> **EXTRACTED RECORDS**:
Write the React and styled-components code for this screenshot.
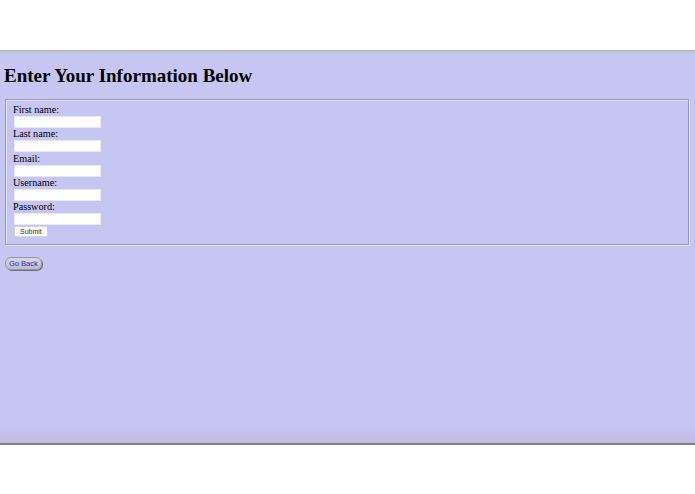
import React from 'react';
import styled, {createGlobalStyle} from 'styled-components';

const Global = createGlobalStyle`
  html, body {
    margin: 0;
    padding: 0;
    background: #ffffff;
  }
  body {
    font-family: "Liberation Serif", "Times New Roman", serif;
    color: #000;
  }
`;

const TopBlank = styled.div`
  height: 50px;
  background: #fff;
`;

const Page = styled.main`
  height: 391px;
  border-top: 2px solid #b9b9bb;
  border-bottom: 2px solid #8a7c80;
  background: linear-gradient(to bottom, #c7c5f2 0, #c7c5f2 376px, #c2bbe2 391px);
  padding: 0 6px 0 5px;
  box-sizing: content-box;
  display: flex;
  flex-direction: column;
`;

const Heading = styled.h1`
  margin: 13px 0 0 -1px;
  font-size: 19px;
  font-weight: bold;
  line-height: 22px;
`;

const Fieldset = styled.fieldset`
  margin: 12px 0 0 0;
  padding: 4px 7px 7px 7px;
  border: 1px solid #9d9cb8;
  box-shadow: inset 1px 1px 0 #e4e3fa, 1px 1px 0 #e4e3fa;
  display: flex;
  flex-direction: column;
  align-items: flex-start;
`;

const Field = styled.div`
  display: flex;
  flex-direction: column;
  align-items: flex-start;
  height: 24.25px;
`;

const Label = styled.label`
  font-size: 10.2px;
  line-height: 11px;
  height: 11px;
  color: #000;
`;

const Input = styled.input`
  width: 85px;
  height: 10px;
  margin: 1px 0 0 1px;
  padding: 0;
  border: 1px solid #e8e8f2;
  background: #fff;
  box-sizing: content-box;
`;

const SubmitButton = styled.button`
  margin: 1px 0 0 1px;
  height: 11px;
  padding: 0 5px;
  font-family: "Liberation Sans", Arial, sans-serif;
  font-size: 7px;
  line-height: 9px;
  color: #333;
  background: #fff;
  border: 1px solid #d4d4dc;
  border-radius: 2px;
`;

const BackButton = styled.button`
  align-self: flex-start;
  margin: 12px 0 0 0;
  height: 13px;
  padding: 0 3px;
  font-family: "Liberation Sans", Arial, sans-serif;
  font-size: 7.5px;
  line-height: 10px;
  color: #1f2ad0;
  background: linear-gradient(to bottom, #d8d8e4, #bcbccc);
  border: 1px solid #9797a8;
  border-radius: 6px;
  box-shadow: 1px 1px 0 #6e6e7c;
`;

const BottomBlank = styled.div`
  height: 50px;
  background: #fff;
`;

const fields = [
  {label: 'First name:', type: 'text'},
  {label: 'Last name:', type: 'text'},
  {label: 'Email:', type: 'email'},
  {label: 'Username:', type: 'text'},
  {label: 'Password:', type: 'password'},
];

export default function App() {
  return <>
    <Global />
    <TopBlank />
    <Page>
      <Heading>Enter Your Information Below</Heading>
      <Fieldset>
        {fields.map((f, i) => <Field key={i}>
          <Label>{f.label}</Label>
          <Input type={f.type} />
        </Field>)}
        <SubmitButton type="submit">Submit</SubmitButton>
      </Fieldset>
      <BackButton type="button">Go Back</BackButton>
    </Page>
    <BottomBlank />
  </>;
}
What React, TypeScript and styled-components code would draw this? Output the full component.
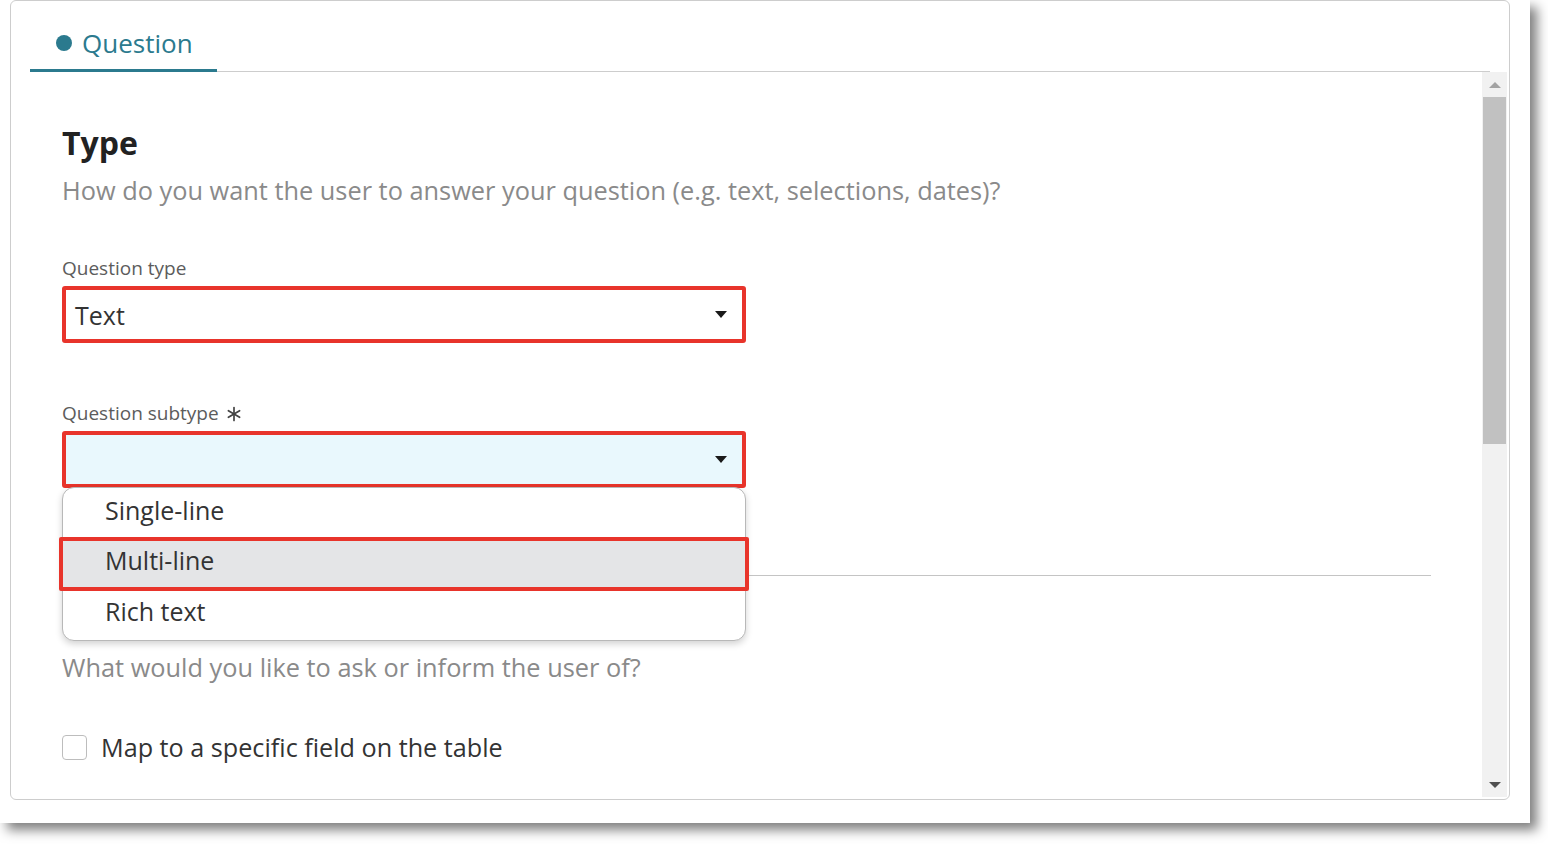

> **BRIEF**: Gather and copy every line of the data in which the string "this" is found.

> **WRITTEN RESPONSE**:
Write the React and styled-components code for this screenshot.
What React, TypeScript and styled-components code would draw this? Output the full component.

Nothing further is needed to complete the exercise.